THE TASK – Give back the full listing verbatim, apart from its images.

INFORMATION PROVIDED –

================================

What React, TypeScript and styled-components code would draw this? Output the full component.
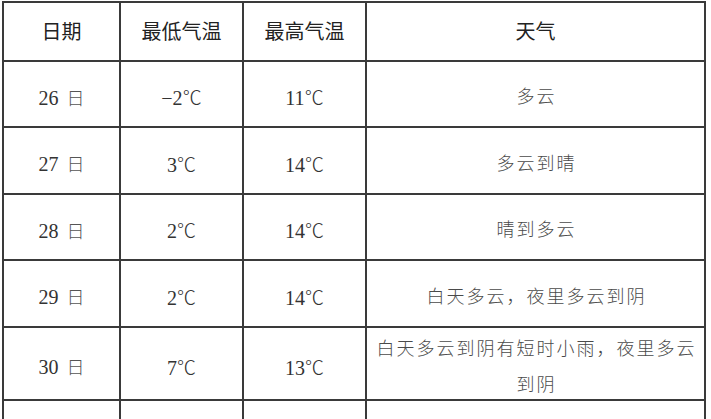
import React from "react";
import styled, { createGlobalStyle } from "styled-components";

const Global = createGlobalStyle`
  html, body { margin: 0; padding: 0; background: #fff; }
  body { overflow: hidden; }
`;

const Page = styled.div`
  width: 711px;
  height: 419px;
  overflow: hidden;
  background: #fff;
  padding: 1px 0 0 2px;
  box-sizing: border-box;
`;

const Grid = styled.div`
  display: grid;
  grid-template-columns: 117px 123px 123px 339px;
  grid-template-rows: 59px 66px 67px 66px 67px 73px 66px;
  border-left: 2px solid #3a3a3a;
  border-top: 2px solid #3a3a3a;
  width: max-content;
`;

const Cell = styled.div<{ $head?: boolean }>`
  box-sizing: border-box;
  border-right: 2px solid #3a3a3a;
  border-bottom: 2px solid #3a3a3a;
  display: flex;
  align-items: center;
  justify-content: center;
  text-align: center;
  padding: ${(p) => (p.$head ? "0 0 2px" : "0")};
  font-family: "Noto Sans CJK SC", sans-serif;
  font-size: 20px;
  color: #222;
`;

const Num = styled.span`
  font-family: "Liberation Serif", "Noto Sans CJK SC", serif;
  font-size: 20px;
  color: #333;
  padding-top: 5px;
`;

const Day = styled.span`
  font-family: "Noto Sans CJK SC", sans-serif;
  font-weight: 300;
  font-size: 18px;
  color: #555;
  margin-left: 8px;
`;

const Deg = styled.span`
  font-family: "Noto Sans CJK SC", serif;
  font-weight: 300;
  font-size: 19px;
  color: #333;
`;

const Weather = styled.span`
  font-family: "Noto Sans CJK SC", sans-serif;
  font-weight: 300;
  font-size: 18px;
  letter-spacing: 2px;
  line-height: 36px;
  color: #4a4a4a;
  padding: 0 4px 0 6px;
  margin-top: 2px;
`;

const rows = [
  { d: "26", lo: "−2", hi: "11", w: "多云" },
  { d: "27", lo: "3", hi: "14", w: "多云到晴" },
  { d: "28", lo: "2", hi: "14", w: "晴到多云" },
  { d: "29", lo: "2", hi: "14", w: "白天多云，夜里多云到阴" },
  { d: "30", lo: "7", hi: "13", w: "白天多云到阴有短时小雨，夜里多云到阴" },
];

const Temp = ({ v }: { v: string }) => (
  <Num>
    {v}
    <Deg>℃</Deg>
  </Num>
);

export default function App() {
  return (
    <Page>
      <Global />
      <Grid>
        <Cell $head>日期</Cell>
        <Cell $head>最低气温</Cell>
        <Cell $head>最高气温</Cell>
        <Cell $head>天气</Cell>
        {rows.map((r) => (
          <React.Fragment key={r.d}>
            <Cell>
              <Num>
                {r.d}
                <Day>日</Day>
              </Num>
            </Cell>
            <Cell>
              <Temp v={r.lo} />
            </Cell>
            <Cell>
              <Temp v={r.hi} />
            </Cell>
            <Cell>
              <Weather>{r.w}</Weather>
            </Cell>
          </React.Fragment>
        ))}
        <Cell />
        <Cell />
        <Cell />
        <Cell />
      </Grid>
    </Page>
  );
}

================================

EXPECTED ANSWER –
What React, TypeScript and styled-components code would draw this? Output the full component.
import React from "react";
import styled, { createGlobalStyle } from "styled-components";

const Global = createGlobalStyle`
  html, body { margin: 0; padding: 0; background: #fff; }
  body { overflow: hidden; }
`;

const Page = styled.div`
  width: 711px;
  height: 419px;
  overflow: hidden;
  background: #fff;
  padding: 1px 0 0 2px;
  box-sizing: border-box;
`;

const Grid = styled.div`
  display: grid;
  grid-template-columns: 117px 123px 123px 339px;
  grid-template-rows: 59px 66px 67px 66px 67px 73px 66px;
  border-left: 2px solid #3a3a3a;
  border-top: 2px solid #3a3a3a;
  width: max-content;
`;

const Cell = styled.div<{ $head?: boolean }>`
  box-sizing: border-box;
  border-right: 2px solid #3a3a3a;
  border-bottom: 2px solid #3a3a3a;
  display: flex;
  align-items: center;
  justify-content: center;
  text-align: center;
  padding: ${(p) => (p.$head ? "0 0 2px" : "0")};
  font-family: "Noto Sans CJK SC", sans-serif;
  font-size: 20px;
  color: #222;
`;

const Num = styled.span`
  font-family: "Liberation Serif", "Noto Sans CJK SC", serif;
  font-size: 20px;
  color: #333;
  padding-top: 5px;
`;

const Day = styled.span`
  font-family: "Noto Sans CJK SC", sans-serif;
  font-weight: 300;
  font-size: 18px;
  color: #555;
  margin-left: 8px;
`;

const Deg = styled.span`
  font-family: "Noto Sans CJK SC", serif;
  font-weight: 300;
  font-size: 19px;
  color: #333;
`;

const Weather = styled.span`
  font-family: "Noto Sans CJK SC", sans-serif;
  font-weight: 300;
  font-size: 18px;
  letter-spacing: 2px;
  line-height: 36px;
  color: #4a4a4a;
  padding: 0 4px 0 6px;
  margin-top: 2px;
`;

const rows = [
  { d: "26", lo: "−2", hi: "11", w: "多云" },
  { d: "27", lo: "3", hi: "14", w: "多云到晴" },
  { d: "28", lo: "2", hi: "14", w: "晴到多云" },
  { d: "29", lo: "2", hi: "14", w: "白天多云，夜里多云到阴" },
  { d: "30", lo: "7", hi: "13", w: "白天多云到阴有短时小雨，夜里多云到阴" },
];

const Temp = ({ v }: { v: string }) => (
  <Num>
    {v}
    <Deg>℃</Deg>
  </Num>
);

export default function App() {
  return (
    <Page>
      <Global />
      <Grid>
        <Cell $head>日期</Cell>
        <Cell $head>最低气温</Cell>
        <Cell $head>最高气温</Cell>
        <Cell $head>天气</Cell>
        {rows.map((r) => (
          <React.Fragment key={r.d}>
            <Cell>
              <Num>
                {r.d}
                <Day>日</Day>
              </Num>
            </Cell>
            <Cell>
              <Temp v={r.lo} />
            </Cell>
            <Cell>
              <Temp v={r.hi} />
            </Cell>
            <Cell>
              <Weather>{r.w}</Weather>
            </Cell>
          </React.Fragment>
        ))}
        <Cell />
        <Cell />
        <Cell />
        <Cell />
      </Grid>
    </Page>
  );
}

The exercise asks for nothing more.